Theory is detached from the facts of the U.S. economy. Textbooks often include boxed case studies to illustrate theoretical principles and illustrative graphs and tables of current data. The numbers in the chapters on national income accounting are updated with each edition. Yet, the facts of the economy are usually peripheral – not woven tightly into the main exposition. And it is common for students to emerge nearly as ignorant at the end of the course of the basic features of the U.S. economy as at the beginning.

Exposition of theory is not well adapted to the real world. Macroeconomic news generally reports rates of change (e.g., growth rates, inflation rates), while typical textbooks focus on levels (e.g., the aggregate supply and demand curves determine the level of prices and GDP). The teacher knows how to translate from one context to the other, but the average student finds it difficult. Much of real world macroeconomics is closely tied to the complexities of financial markets. Textbooks typically focus on “the” rate of interest as determined by the supply of and demand for money, leaving a richer analysis of financial markets to later money and banking courses.
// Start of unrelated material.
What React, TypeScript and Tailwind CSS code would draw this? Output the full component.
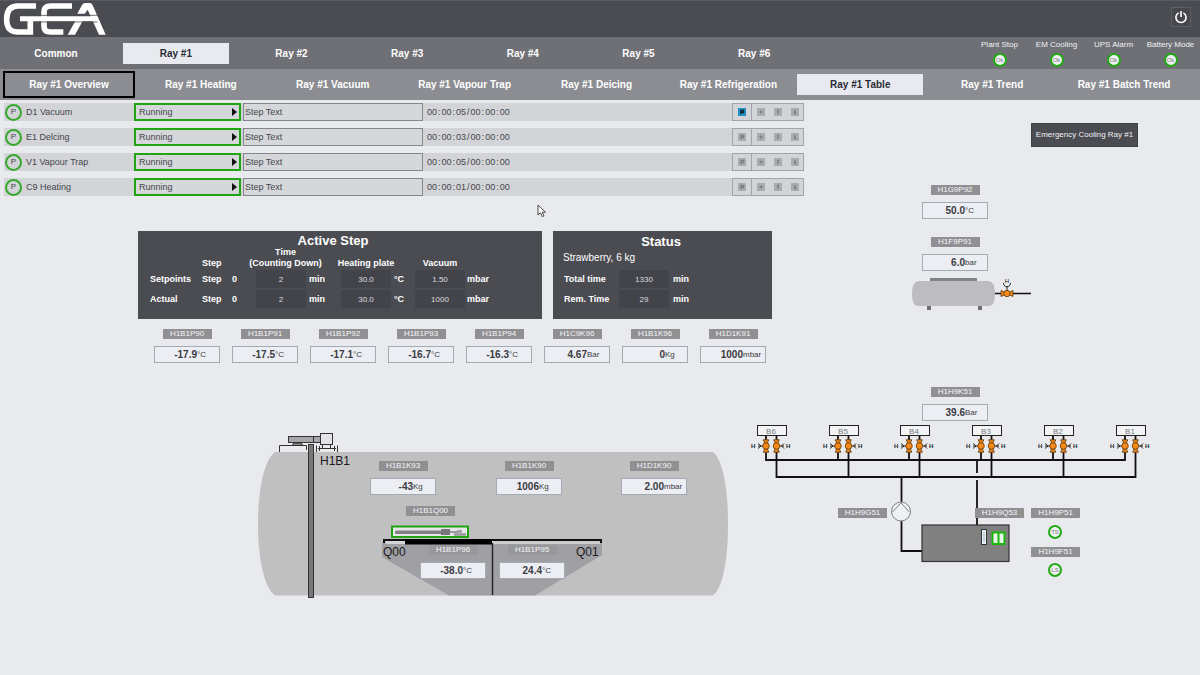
import type { ReactNode } from 'react';

const mainTabs = ['Ray #1', 'Ray #2', 'Ray #3', 'Ray #4', 'Ray #5', 'Ray #6'];

const subTabs = [
  'Ray #1 Overview',
  'Ray #1 Heating',
  'Ray #1 Vacuum',
  'Ray #1 Vapour Trap',
  'Ray #1 Deicing',
  'Ray #1 Refrigeration',
  'Ray #1 Table',
  'Ray #1 Trend',
  'Ray #1 Batch Trend',
];

const indicators = ['Plant Stop', 'EM Cooling', 'UPS Alarm', 'Battery Mode'];

const phases = [
  { name: 'D1 Vacuum', elapsed: ['00', '00', '05'], active: true },
  { name: 'E1 Delcing', elapsed: ['00', '00', '03'], active: false },
  { name: 'V1 Vapour Trap', elapsed: ['00', '00', '05'], active: false },
  { name: 'C9 Heating', elapsed: ['00', '00', '01'], active: false },
];

const chamberSensors = [
  { tag: 'H1B1P90', value: '-17.9', unit: '°C' },
  { tag: 'H1B1P91', value: '-17.5', unit: '°C' },
  { tag: 'H1B1P92', value: '-17.1', unit: '°C' },
  { tag: 'H1B1P93', value: '-16.7', unit: '°C' },
  { tag: 'H1B1P94', value: '-16.3', unit: '°C' },
  { tag: 'H1C9K96', value: '4.67', unit: 'Bar' },
  { tag: 'H1B1K96', value: '0', unit: 'Kg' },
  { tag: 'H1D1K91', value: '1000', unit: 'mbar' },
];

const branches = [
  { name: 'B6', x: 757 },
  { name: 'B5', x: 829 },
  { name: 'B4', x: 900 },
  { name: 'B3', x: 972 },
  { name: 'B2', x: 1044 },
  { name: 'B1', x: 1116 },
];

function Logo() {
  return (
    <svg className="h-[37px] w-[110px]" viewBox="0 0 330 111" role="img" aria-label="GEA">
      <g fill="none" stroke="#fff" strokeWidth="17">
        <path d="M108 15H54C30 15 20 30 20 54C20 80 30 93 54 93H91V54" />
        <path d="M216 15H152C138 15 132 21 132 33V75C132 88 138 93 152 93H190" />
        <path d="M60 53H286" strokeWidth="15" />
      </g>
      <path fill="#fff" d="M203 101L226 60H248L225 101ZM232 38L246 12Q249 6 256 6H269Q275 6 278 13L317 101H297L263 26L254 38Z" />
      <path fill="none" stroke="#4b4c51" strokeWidth="3" d="M112 43H292M116 63H292" opacity=".8" />
    </svg>
  );
}

function Tag({ children, blend = false }: { children: ReactNode; blend?: boolean }) {
  return (
    <span
      className={
        blend
          ? 'flex h-[10px] w-[49px] items-center justify-center bg-[#98979b] text-[8px] leading-[10px] text-[#f6f6f8]'
          : 'flex h-[10px] w-[49px] items-center justify-center bg-[#909093] text-[8px] leading-[10px] text-[#f6f6f8]'
      }
    >
      {children}
    </span>
  );
}

type SensorProps = { tag: string; value: string; unit: string; blend?: boolean };

function Sensor({ tag, value, unit, blend }: SensorProps) {
  return (
    <div className="flex w-[66px] flex-col items-center gap-[7px]">
      <Tag blend={blend}>{tag}</Tag>
      <div className="flex h-[17px] w-full items-center border border-[#a3abb2] bg-[#eceef3] leading-[15px] text-[#3a3b42]">
        <span className="w-[42px] text-right text-[10px] font-bold">{value}</span>
        <span className="text-[8px]">{unit}</span>
      </div>
    </div>
  );
}

function Ring({ children }: { children: ReactNode }) {
  return (
    <span className="flex size-[14px] items-center justify-center rounded-full border-2 border-[#22a914] bg-[#eef0f3] text-[6px] leading-none text-[#77787c]">
      {children}
    </span>
  );
}

function Header() {
  return (
    <header>
      <div className="flex h-[37px] items-center justify-between border-t border-[#5a5b61] bg-[#4b4c51] pr-[9px]">
        <Logo />
        <button
          type="button"
          aria-label="Power"
          className="mt-[6px] flex size-5 items-center justify-center self-start border border-[#5f6066] bg-[#47484d]"
        >
          <svg className="size-4" viewBox="0 0 16 16" fill="none" stroke="#fff" strokeWidth="1.6">
            <path d="M5.6 3.9a5.1 5.1 0 1 0 4.800 0M8 2v6" />
          </svg>
        </button>
      </div>
      <nav className="flex h-8 items-center bg-[#6f7075] pr-px pl-1 text-[10px] font-bold text-white">
        <a href="#common" className="flex h-[21px] w-[104px] items-center justify-center">
          Common
        </a>
        <div className="ml-[10px] grid w-[694px] grid-cols-6">
          {mainTabs.map((tab, i) => (
            <a
              key={tab}
              href={'#' + tab}
              className={
                i === 0
                  ? 'mx-[5px] flex h-[21px] items-center justify-center bg-[#e8eaf0] text-[#2b2c33]'
                  : 'mx-[5px] flex h-[21px] items-center justify-center'
              }
            >
              {tab}
            </a>
          ))}
        </div>
        <div className="ml-auto grid grid-cols-[57px_57px_57px_57px] text-[8px] font-normal text-[#f0f0f4]">
          {indicators.map((name) => (
            <div key={name} className="flex flex-col items-center gap-[3px] leading-[10px] whitespace-nowrap">
              {name}
              <Ring>Ok</Ring>
            </div>
          ))}
        </div>
      </nav>
      <nav className="grid h-[31px] grid-cols-9 items-center bg-[#8c8d92] pr-[10px] pl-[3px] text-[10px] font-bold whitespace-nowrap text-white">
        {subTabs.map((tab, i) => (
          <a
            key={tab}
            href={'#' + tab}
            className={
              i === 0
                ? 'flex h-[27px] items-center justify-center border-2 border-black'
                : i === 6
                  ? 'mx-[3px] flex h-[21px] items-center justify-center bg-[#e8eaf0] text-[#2b2c33]'
                  : 'mx-[3px] flex h-[21px] items-center justify-center'
            }
          >
            {tab}
          </a>
        ))}
      </nav>
    </header>
  );
}

function Clock({ parts }: { parts: string[] }) {
  return (
    <>
      <span>{parts[0]}</span>
      <span>:</span>
      <span>{parts[1]}</span>
      <span>:</span>
      <span>{parts[2]}</span>
    </>
  );
}

const glyphs = [
  { label: 'Mode', path: 'M3 6V2.5H5.5V4.5H3' },
  { label: 'Hold', path: 'M2.5 4H5.5M4 2.5V5.5' },
  { label: 'Interlock', path: 'M4 2V6M3 2.5H5' },
  { label: 'Info', path: 'M4 2V5.5M3 5.5H5.5' },
];

function GlyphButton({ index, active }: { index: number; active: boolean }) {
  return (
    <button type="button" aria-label={glyphs[index].label} className="size-2">
      <svg className="size-2" viewBox="0 0 8 8">
        <rect width="8" height="8" fill={active ? '#2090c4' : '#a9abaf'} />
        <path d={glyphs[index].path} fill="none" stroke={active ? '#12242e' : '#7d7f84'} strokeWidth="1.4" />
      </svg>
    </button>
  );
}

function PhaseRow({ name, elapsed, active }: { name: string; elapsed: string[]; active: boolean }) {
  return (
    <li className="flex h-[18px] items-center bg-[#d3d4d8] text-[9px] leading-[14px] text-[#45464c]">
      <div className="flex w-[130px] items-center gap-1 pl-px">
        <span className="flex size-[17px] items-center justify-center rounded-full border-2 border-[#35a82c] text-[8px]">
          P
        </span>
        {name}
      </div>
      <div className="relative flex h-[18px] w-[107px]">
        <select
          aria-label={name + ' state'}
          defaultValue="Running"
          className="w-full appearance-none border-2 border-[#1fa512] bg-[#d6d7db] px-[3px] leading-[14px]"
        >
          <option>Running</option>
        </select>
        <svg className="pointer-events-none absolute top-[5px] right-1 h-2 w-[5px]" viewBox="0 0 5 8">
          <path d="M0 0L5 4L0 8Z" fill="#111" />
        </svg>
      </div>
      <input
        readOnly
        aria-label={name + ' step'}
        value="Step Text"
        className="ml-[2px] h-[18px] w-[180px] border border-[#85868b] bg-[#d6d7db] px-px leading-4"
      />
      <div className="flex flex-1 gap-px pl-1">
        <Clock parts={elapsed} />
        <span>/</span>
        <Clock parts={['00', '00', '00']} />
      </div>
      <div className="flex h-[18px] w-5 items-center justify-center border border-[#a3a4a8]">
        <GlyphButton index={0} active={active} />
      </div>
      <div className="-ml-px flex h-[18px] w-[53px] items-center justify-center gap-[9px] border border-[#a3a4a8]">
        <GlyphButton index={1} active={false} />
        <GlyphButton index={2} active={false} />
        <GlyphButton index={3} active={false} />
      </div>
    </li>
  );
}

function Field({ children }: { children: ReactNode }) {
  return (
    <span className="flex h-[18px] w-[50px] items-center justify-center bg-[#434449] pt-px text-[8px] leading-[14px] font-normal text-[#dcdce0]">
      {children}
    </span>
  );
}

function StepRow({ label, time, temp, vacuum }: { label: string; time: string; temp: string; vacuum: string }) {
  return (
    <tr className="h-5 leading-[14px]">
      <th scope="row" className="p-0 text-left">{label}</th>
      <td className="p-0">Step</td>
      <td className="p-0">0</td>
      <td className="p-0"><Field>{time}</Field></td>
      <td className="p-0 pl-[3px]">min</td>
      <td className="p-0"><Field>{temp}</Field></td>
      <td className="p-0 pl-[3px]">°C</td>
      <td className="p-0"><Field>{vacuum}</Field></td>
      <td className="p-0 pl-[2px]">mbar</td>
    </tr>
  );
}

function ActiveStep() {
  return (
    <section className="h-[88px] w-[404px] bg-[#4b4c51] pt-1 pl-3 text-[9px] font-bold text-white">
      <h2 className="pr-[26px] text-center text-[13px] leading-[11px]">Active Step</h2>
      <table className="w-full table-fixed border-collapse">
        <colgroup>
          <col className="w-[52px]" />
          <col className="w-[30px]" />
          <col className="w-[24px]" />
          <col className="w-[50px]" />
          <col className="w-[35px]" />
          <col className="w-[50px]" />
          <col className="w-[24px]" />
          <col className="w-[50px]" />
          <col />
        </colgroup>
        <thead>
          <tr className="h-[23px] align-bottom leading-[11px] whitespace-nowrap">
            <td className="p-0" />
            <th className="p-0 text-left">Step</th>
            <th colSpan={3} className="p-0 pr-[2px]">Time<br />(Counting Down)</th>
            <th className="p-0"><div className="flex justify-center">Heating plate</div></th>
            <td className="p-0" />
            <th className="p-0">Vacuum</th>
            <td className="p-0" />
          </tr>
        </thead>
        <tbody>
          <StepRow label="Setpoints" time="2" temp="30.0" vacuum="1.50" />
          <StepRow label="Actual" time="2" temp="30.0" vacuum="1000" />
        </tbody>
      </table>
    </section>
  );
}

function Status() {
  return (
    <section className="h-[88px] w-[219px] bg-[#4b4c51] pt-1 pl-[10px] text-[9px] font-bold text-white">
      <h2 className="pr-[13px] text-center text-[13px] leading-[14px]">Status</h2>
      <p className="pt-[2px] pb-1 text-[10px] leading-[14px] font-normal">Strawberry, 6 kg</p>
      {[
        ['Total time', '1330'],
        ['Rem. Time', '29'],
      ].map(([label, value]) => (
        <div key={label} className="flex h-5 items-center leading-[14px]">
          <span className="w-[56px] pl-px">{label}</span>
          <Field>{value}</Field>
          <span className="pl-1">min</span>
        </div>
      ))}
    </section>
  );
}

function Compressor() {
  return (
    <svg className="h-[33px] w-[125px]" viewBox="910 277 125 33" aria-label="Compressor">
      <rect x="930" y="278" width="47" height="4" fill="#7f8287" />
      <path d="M918 281H989Q995 282 995 294Q995 306 989 306H918Q912 306 912 294Q912 282 918 281Z" fill="#bdbdbf" />
      <rect x="927" y="306" width="4" height="4" fill="#6f7175" />
      <rect x="978" y="306" width="4" height="4" fill="#6f7175" />
      <path d="M995 293.500H1031" stroke="#111" strokeWidth="1.6" />
      <path d="M1007 291V286.500M1003.500 283C1003.500 288 1010.500 288 1010.500 283" fill="none" stroke="#222" strokeWidth="1" />
      <text x="1007" y="283" fontSize="6" textAnchor="middle" fill="#222">H</text>
      <path d="M1001 290.500L1007 293.500L1001 296.500ZM1013 290.500L1007 293.500L1013 296.500Z" fill="#f28a1c" stroke="#5a3208" strokeWidth=".8" />
      <circle cx="1007" cy="293.500" r="3.200" fill="#f28a1c" stroke="#5a3208" strokeWidth=".8" />
    </svg>
  );
}

function Valve({ x, y }: { x: number; y: number }) {
  return (
    <g fill="#f58c1a" stroke="#5a3208" strokeWidth=".8">
      <path d={`M${x - 2.800} ${y - 6.200}H${x + 2.800}L${x} ${y}L${x + 2.800} ${y + 6.200}H${x - 2.800}L${x} ${y}Z`} />
      <circle cx={x} cy={y} r="3.300" />
    </g>
  );
}

function TankDiagram() {
  return (
    <div className="relative h-[230px] w-[490px]">
      <svg className="block h-[230px] w-[490px]" viewBox="250 380 490 230" aria-label="Freeze dryer chamber">
        <path d="M275 452H713C723 460 728 490 728 524C728 558 723 588 713 595.500H275C264 588 258 558 258 524C258 490 264 460 275 452Z" fill="#c0c0c0" />
        <g fill="none" stroke="#333" strokeWidth="1">
          <path d="M279.500 452V445.500H306.500V450M316.500 452V445.500M337.500 452V445.500M318 448.500H336M319.500 446V451M334.500 446V451" />
          <rect x="288.500" y="436.500" width="32" height="6" fill="#a5a6a8" />
          <path d="M313.500 436.500V442.500" />
          <path d="M294 443H301L303 445.500H292Z" fill="#888" />
          <rect x="320.500" y="433.500" width="12" height="11" fill="#e2e3e6" />
          <path d="M322.500 445V448M330.500 445V448" />
          <rect x="308.500" y="444.500" width="5" height="153" fill="#77777a" />
        </g>
        <path d="M382 543H602V555L535 595.500H449L382 557Z" fill="#a09fa4" />
        <rect x="386" y="541" width="20" height="3" fill="#d4d5d8" />
        <rect x="492" y="541.500" width="108" height="2.500" fill="#cfcfd2" />
        <path d="M384 543V540H601V543" fill="none" stroke="#111" strokeWidth="2" />
        <rect x="405" y="539" width="87" height="5.500" fill="#000" />
        <path d="M492.500 543V595" stroke="#222" strokeWidth="1.400" />
        <rect x="392" y="526.500" width="76" height="10.500" fill="#e6e7e9" stroke="#1fa512" strokeWidth="2" />
        <rect x="395" y="530.500" width="47" height="3.500" rx="1.500" fill="#808083" />
        <rect x="441" y="529" width="9" height="6" fill="#77777a" />
        <path d="M450 532H457" stroke="#808083" strokeWidth="1.500" />
        <path d="M454 534.500H466M457 531.500H462" stroke="#98989b" strokeWidth="2.500" />
        <g fill="#1a1a1c" fontSize="12">
          <text x="320" y="465">H1B1</text>
          <text x="383" y="556">Q00</text>
          <text x="576" y="556">Q01</text>
        </g>
      </svg>
      <div className="absolute top-[81px] left-[120px]"><Sensor tag="H1B1K93" value="-43" unit="Kg" /></div>
      <div className="absolute top-[81px] left-[246px]"><Sensor tag="H1B1K90" value="1006" unit="Kg" /></div>
      <div className="absolute top-[81px] left-[371px]"><Sensor tag="H1D1K90" value="2.00" unit="mbar" /></div>
      <div className="absolute top-[126px] left-[156px]"><Tag>H1B1Q00</Tag></div>
      <div className="absolute top-[165px] left-[170px]"><Sensor tag="H1B1P96" value="-38.0" unit="°C" blend /></div>
      <div className="absolute top-[165px] left-[249px]"><Sensor tag="H1B1P95" value="24.4" unit="°C" blend /></div>
    </div>
  );
}

function RefrigerationDiagram() {
  return (
    <div className="relative h-[230px] w-[410px]">
      <svg className="block h-[230px] w-[410px]" viewBox="745 380 410 230" aria-label="Refrigeration circuit">
        <g fill="none" stroke="#111" strokeWidth="1.800">
          <path d="M766 460H1125M776 477H1136" />
          <path d="M901.500 477V502M901.500 521V551H922M977 460V473M977 480V525" />
          {branches.map(({ name, x }) => (
            <path key={name} d={`M${x + 9} 435V460.900M${x + 19.500} 435V477.900`} />
          ))}
        </g>
        {branches.map(({ name, x }) => (
          <g key={name}>
            <rect x={x + 0.500} y="425.500" width="29" height="10" fill="#f3f4f6" stroke="#222" />
            <text x={x + 14} y="433.500" fontSize="8" textAnchor="middle" fill="#77787c">{name}</text>
            <path
              d={`M${x + 1} 443.500L${x + 4} 446L${x + 1} 448.500M${x + 1} 446H${x + 6}M${x + 27} 443.500L${x + 24.500} 446L${x + 27} 448.500M${x + 23} 446H${x + 27}`}
              fill="none"
              stroke="#222"
              strokeWidth="1"
            />
            <text x={x - 6} y="448" fontSize="6" fontWeight="bold" fill="#222">H</text>
            <text x={x + 29} y="448" fontSize="6" fontWeight="bold" fill="#222">H</text>
            <Valve x={x + 9} y={446} />
            <Valve x={x + 19.500} y={446} />
          </g>
        ))}
        <circle cx="901" cy="511.500" r="9.500" fill="#eef0f3" stroke="#7d7f83" />
        <path d="M892.500 512L901 503L909.500 512" fill="none" stroke="#7d7f83" />
        <rect x="922" y="525" width="87" height="36.500" fill="#808080" stroke="#333" strokeWidth="1.200" />
        <rect x="981.500" y="529.500" width="5" height="15" fill="#f0f3f5" stroke="#333" />
        <path d="M984 531.500V542" stroke="#8fb4c4" strokeWidth="1" />
        <rect x="991.500" y="531.500" width="14" height="13.500" fill="#18b50a" />
        <path d="M993.500 533.500H997.500V543H993.500ZM999.500 533.500H1003.500V543H999.500Z" fill="#e8f5e8" />
      </svg>
      <div className="absolute top-[7px] left-[177px]"><Sensor tag="H1H9K51" value="39.6" unit="Bar" /></div>
      <div className="absolute top-[128px] left-[93px]"><Tag>H1H9G51</Tag></div>
      <div className="absolute top-[128px] left-[230px]"><Tag>H1H9Q53</Tag></div>
      <div className="absolute top-[128px] left-[286px]"><Tag>H1H9P51</Tag></div>
      <div className="absolute top-[145px] left-[303px]"><Ring>TS</Ring></div>
      <div className="absolute top-[167px] left-[286px]"><Tag>H1H9F51</Tag></div>
      <div className="absolute top-[183px] left-[303px]"><Ring>LS</Ring></div>
    </div>
  );
}

export default function App() {
  return (
    <div className="min-h-screen overflow-x-hidden bg-[#e8eaee] font-['Liberation_Sans',Arial,sans-serif]">
      <Header />
      <main>
        <div className="grid grid-cols-[67%_1fr]">
          <div className="relative pt-[3px]">
            <ul className="flex flex-col gap-[7px] pl-1">
              {phases.map((phase) => (
                <PhaseRow key={phase.name} {...phase} />
              ))}
            </ul>
            <div className="mt-[35px] flex gap-[11px] pl-[138px]">
              <ActiveStep />
              <Status />
            </div>
            <div className="mt-[10px] flex gap-3 pl-[154px]">
              {chamberSensors.map((sensor) => (
                <Sensor key={sensor.tag} {...sensor} />
              ))}
            </div>
            <svg className="absolute top-[104px] left-[537px] h-[14px] w-[10px]" viewBox="0 0 10 14" aria-hidden="true">
              <path d="M1 1V11L3.500 8.800L5.300 12.600L7 11.800L5.300 8.200H8.500Z" fill="#fff" stroke="#333" strokeWidth=".9" />
            </svg>
          </div>
          <div className="flex flex-col items-start">
            <button type="button" className="mt-[23px] ml-[227px] h-6 w-[107px] border border-[#3f4045] bg-[#4b4c51] text-[8px] whitespace-nowrap text-[#f0f0f4]">
              Emergency Cooling Ray #1
            </button>
            <div className="mt-[38px] ml-[118px] flex flex-col gap-[18px]">
              <Sensor tag="H1G9P92" value="50.0" unit="°C" />
              <Sensor tag="H1F9P91" value="6.0" unit="bar" />
            </div>
            <div className="mt-[6px] ml-[106px]">
              <Compressor />
            </div>
          </div>
        </div>
        <div className="mt-[17px] flex gap-[5px] pl-[250px]">
          <TankDiagram />
          <RefrigerationDiagram />
        </div>
      </main>
    </div>
  );
}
Too much stress on theoretical closure and advanced topics at the expense of first principles. Many intermediate macroeconomics textbooks read like graduate textbooks without the mathematics.

From another forthcoming Intermediate Macroeconomics book by Chad Jones;
Economic growth is the first major topic explored in the book. After an overview chapter describes the facts and some tools, Chapter 4 presents a (static) model based on a Cobb-Douglas production function. Students learn what a model is with this simple structure, and they see it applied to understanding the 50-fold differences in per capita GDP that we see across countries. Chapter 5 presents the Solow model—but with no technological change or population growth, which simplifies the presentation. Instead, students learn Robert Solow’s insight that capital accumulation cannot serve as the engine for long-run economic growth. Chapter 6 then offers something absent in most (all?) other intermediate macro books: a thorough exposition of the economics of ideas and of Paul Romer’s insight that the discovery of new ideas can drive long-run growth.

Chapter 12 is where the payoff occurs, and we see the simple, familiar AS/AD framework. The innovation is that the graph is drawn with inflation on the vertical axis rather than the price level—perfect for teaching students about the
Volcker disinflation, the Great Inflation of the 1970s, and modern monetary policy. All of the short-run analysis—including explicit dynamics— can be performed in this single graph. Another innovation in getting to the AS/AD framework is a focus on interest rates and the absence of an LM curve. The central bank sets the interest rate directly in Chapter 11; Chapter 12 introduces a simple version of John Taylor’s monetary policy rule to get the AD curve. A final innovation in the short-run model is that it features an open economy from the start. Business cycles in the rest of the world are one source of shocks to the home economy. To keep things simple, however, the initial short-run model does not include exchange rates...

Relative to many intermediate macro books, this text features more emphasis on the world economy. This occurs in three ways. First, the longrun growth chapters are a main emphasis in the book, and these inherently involve international comparisons. Second, the short-run model features an open economy (albeit without exchange rates) from the very beginning. Finally, the book includes two international chapters in Part 4: in addition to the standard international finance chapter that appears as Chapter 15, Chapter 14 is entirely devoted to international trade.

Brad DeLong
can improve;

I wrote this book out of a sense that undergrad macro needed to have the barnacles scraped off of its hull. It is more than three-quarters of a century since Keynes wrote his Tract on Monetary Reform; it is two-thirds of a century since Hicks and Hansen drew their IS and LM curves; it is more than one-third of a century since Friedman and Phelps demolished the static Phillips curve, and since Lucas, Sargent, and Barro taught us what rational expectations could mean. All this time undergrad macro has been becoming more complicated, as new material is added while old material remains. It seemed to me that if I could successfully streamline the presentation of material, both traditional and more modern, the result would be a more understandable and comprehensible book. I hope that I have succeeded—that this book does move more smoothly through the water than its competitors, and will prove to be a better textbook for third-millennium macroeconomics courses.